**Given records:**
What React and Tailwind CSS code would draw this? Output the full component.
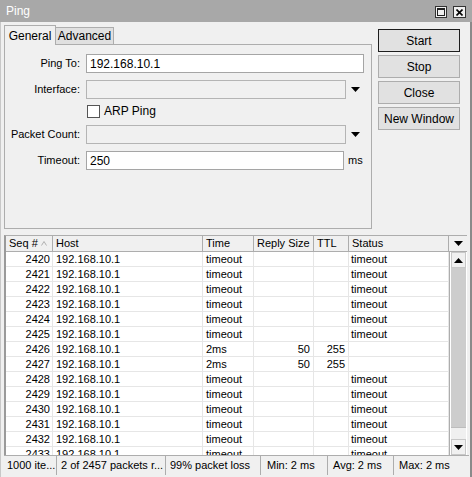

* * *

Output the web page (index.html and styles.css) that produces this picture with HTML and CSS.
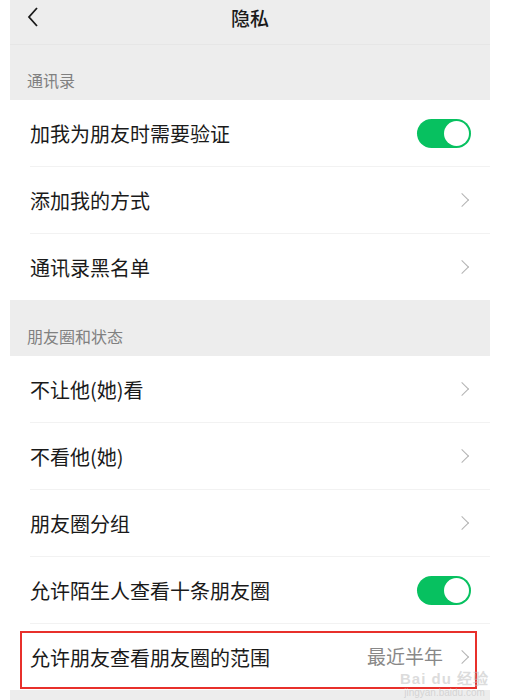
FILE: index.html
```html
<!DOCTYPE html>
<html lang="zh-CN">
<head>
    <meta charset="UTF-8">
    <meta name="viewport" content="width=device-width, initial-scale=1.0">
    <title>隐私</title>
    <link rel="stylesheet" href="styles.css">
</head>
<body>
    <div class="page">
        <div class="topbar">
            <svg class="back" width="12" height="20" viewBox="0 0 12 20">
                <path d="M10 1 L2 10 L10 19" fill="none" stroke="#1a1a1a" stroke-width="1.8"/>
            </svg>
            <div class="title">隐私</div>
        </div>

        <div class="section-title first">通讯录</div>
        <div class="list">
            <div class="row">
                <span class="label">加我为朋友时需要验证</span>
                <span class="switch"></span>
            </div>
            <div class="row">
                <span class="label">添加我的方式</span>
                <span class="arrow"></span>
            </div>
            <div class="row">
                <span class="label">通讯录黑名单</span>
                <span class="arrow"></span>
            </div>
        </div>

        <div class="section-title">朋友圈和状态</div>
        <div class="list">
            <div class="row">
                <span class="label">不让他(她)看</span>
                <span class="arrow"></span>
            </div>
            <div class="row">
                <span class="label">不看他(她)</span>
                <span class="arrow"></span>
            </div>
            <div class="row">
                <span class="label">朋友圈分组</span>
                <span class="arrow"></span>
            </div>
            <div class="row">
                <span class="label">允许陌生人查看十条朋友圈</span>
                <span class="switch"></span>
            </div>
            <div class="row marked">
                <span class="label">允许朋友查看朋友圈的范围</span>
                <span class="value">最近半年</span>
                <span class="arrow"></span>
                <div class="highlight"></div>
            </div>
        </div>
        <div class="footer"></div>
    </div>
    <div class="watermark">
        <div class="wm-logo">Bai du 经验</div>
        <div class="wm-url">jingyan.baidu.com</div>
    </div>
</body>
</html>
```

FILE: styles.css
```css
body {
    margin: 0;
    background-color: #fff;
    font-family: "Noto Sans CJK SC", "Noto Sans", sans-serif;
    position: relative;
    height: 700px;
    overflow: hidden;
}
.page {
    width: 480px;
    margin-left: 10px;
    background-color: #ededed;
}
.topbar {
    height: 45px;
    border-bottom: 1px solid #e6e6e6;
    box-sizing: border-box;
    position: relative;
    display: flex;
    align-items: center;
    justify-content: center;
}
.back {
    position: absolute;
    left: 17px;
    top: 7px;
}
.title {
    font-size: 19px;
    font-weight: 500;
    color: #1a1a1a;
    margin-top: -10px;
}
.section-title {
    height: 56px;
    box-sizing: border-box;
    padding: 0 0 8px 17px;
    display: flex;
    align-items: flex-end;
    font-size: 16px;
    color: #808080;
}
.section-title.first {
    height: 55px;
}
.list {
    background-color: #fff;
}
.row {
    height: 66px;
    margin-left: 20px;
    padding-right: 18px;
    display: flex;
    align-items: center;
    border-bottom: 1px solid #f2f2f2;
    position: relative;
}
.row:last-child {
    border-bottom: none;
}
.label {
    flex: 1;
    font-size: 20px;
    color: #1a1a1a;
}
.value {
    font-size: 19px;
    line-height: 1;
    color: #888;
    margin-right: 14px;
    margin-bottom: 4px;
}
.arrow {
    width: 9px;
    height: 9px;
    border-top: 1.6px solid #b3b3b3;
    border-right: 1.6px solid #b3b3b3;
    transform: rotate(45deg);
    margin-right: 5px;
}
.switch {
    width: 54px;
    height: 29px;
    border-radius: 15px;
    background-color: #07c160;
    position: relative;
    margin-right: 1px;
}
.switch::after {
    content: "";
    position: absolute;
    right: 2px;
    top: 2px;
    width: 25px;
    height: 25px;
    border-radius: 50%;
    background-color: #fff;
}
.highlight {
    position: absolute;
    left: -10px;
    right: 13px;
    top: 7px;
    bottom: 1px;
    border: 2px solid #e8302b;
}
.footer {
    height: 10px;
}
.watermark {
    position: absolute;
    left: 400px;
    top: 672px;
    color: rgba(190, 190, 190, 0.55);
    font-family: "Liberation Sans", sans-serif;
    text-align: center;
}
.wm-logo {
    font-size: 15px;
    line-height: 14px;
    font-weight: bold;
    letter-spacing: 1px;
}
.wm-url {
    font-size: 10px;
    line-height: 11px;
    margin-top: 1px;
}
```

* * *

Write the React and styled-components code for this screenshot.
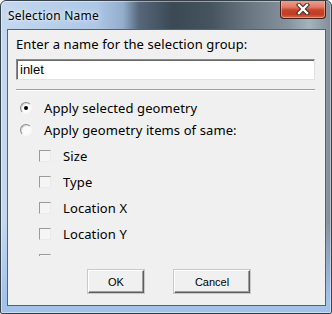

**Task brief:**
Search the entries for "React" and copy out each line that has it.

**Worked answer:**
What React and Tailwind CSS code would draw this? Output the full component.
Write the React and styled-components code for this screenshot.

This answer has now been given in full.